Chestermere’s resident historical society is slated to host a Remembrance Day-themed presentation that sheds some light on Chestermere’s wartime history.
The presentation will be on Nov. 15 at 2 p.m. at the Chestermere Whitecappers Association.

Chestermere Historical Society, whose mandate is to provide programming, exhibits, and advocacy for the importance of local history, will be showcasing the lakeside community’s history from both World War I and World War II.

Kay Clarke, the society’s board member and archivist, is responsible for keeping track of the items donated to the historical society. She will be hosting the presentation along with the help of her daughters.

The local historian said she takes a personal interest in genealogy and often researches her family’s own wartime history around Remembrance Day each year.

“Part of my talk is going to be naming those who actually served from this area,” Clarke said of the upcoming presentation. “But, part of it is [also] going to be telling about what happened to the folks who were living around here and how they were supporting [the war effort].”

She added her family has resided in the Chestermere area since 1909, adding she often wonders what it would have been like for her ancestors and others living in the region during the war years.
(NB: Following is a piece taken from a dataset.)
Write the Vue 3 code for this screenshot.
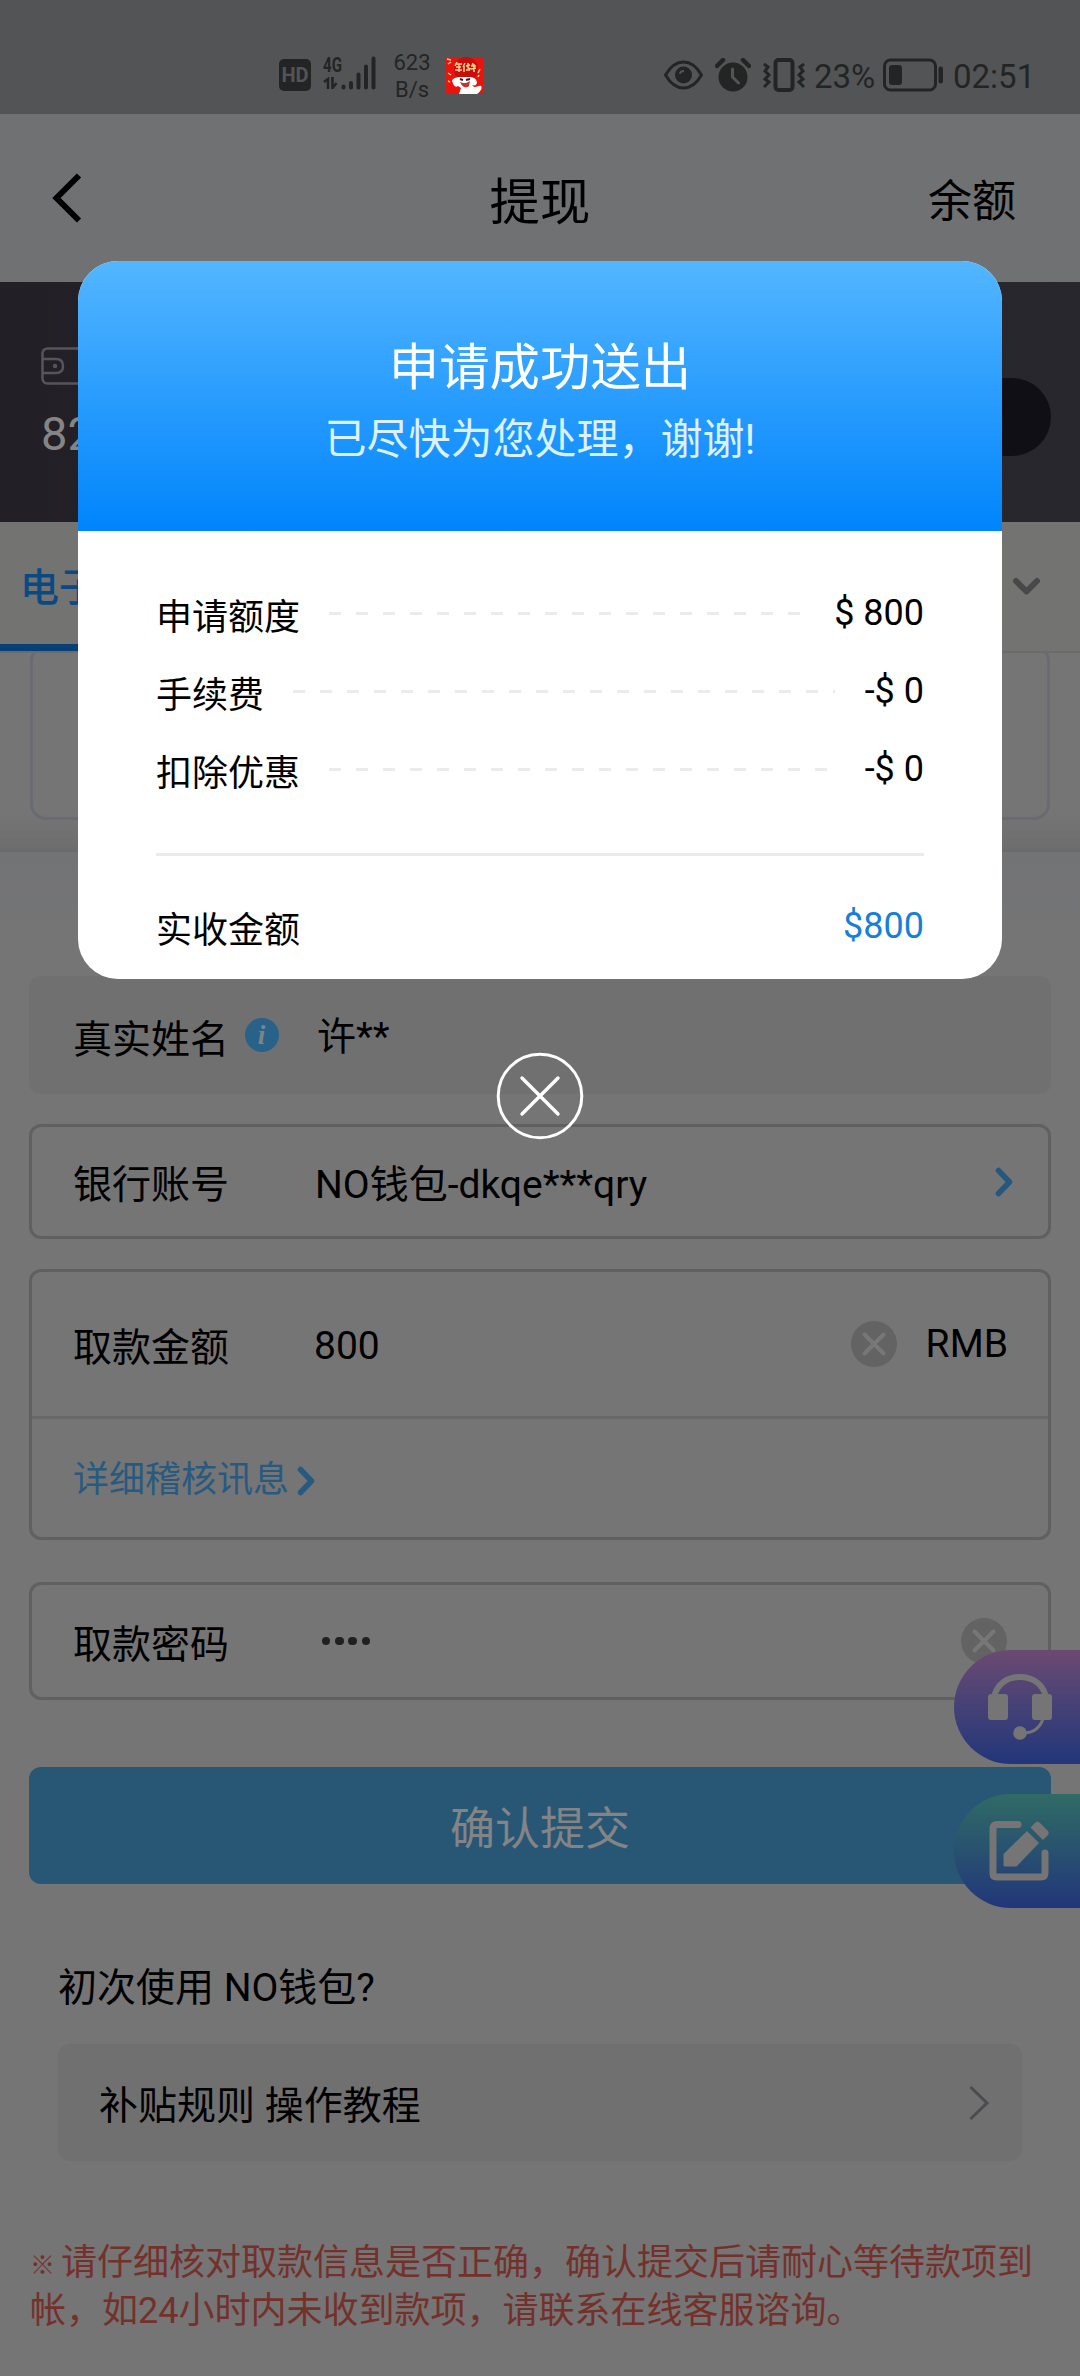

The upcoming presentation was inspired by her own curiosity and interest in wartime history.

Clarke said the lecture will include a PowerPoint presentation put on by either herself or her daughters and will include info she’s dug up from Chestermere’s own historical archives.

“It’s going to be a talk about the folks who went overseas and I’m going to talk about what the life was like around here, too,” she added.

Furthermore, several artifacts donated to the society will be on display at the Chestermere Public Library for approximately a month following the presentation.
Clarke said all are welcome to attend either the library display or the in-person historical presentation, free of charge.

Though the presentation itself won’t be too long (lasting about an hour or so), Clarke added people are encouraged to ask questions following the talk or share their own family’s wartime history afterward.

The Chestermere Historical Society was formed in 1961 as a means to research and publish a history of the area surrounding Chestermere Lake, including the regions of Shepard, Conrich, Delacour, Dalroy, and Forest Lawn, a former municipality now situated in east Calgary.

“Chestermere Historical Foundation’s mandate is the [preservation of the] history of Chestermere and the lives of the people who lived around Chestermere,” Clarke said.

According to Clarke, during both World War I and World War II, Chestermere wasn’t yet a village at the time.

“It was mainly rural people who lived around Chestermere at the time, and we have an interest in those people and what they were doing,” she explained.

One story to be shared at the presentation includes the account of three Royal Air Force (RAF) pilots who died in a crash above Conrich on Jan. 7, 1943.

An instructor and two cadets from the No. 37 Service Flying Training School, RAF, were killed in a mid-air collision during a training flight north of the municipal airport at the time.

All three pilots were from the United Kingdom, including leading aircraftman Alfred Leder, and flight trainer Philip Corlett who are both buried in Calgary at the Jewish and Burnsland Cemeteries, respectively.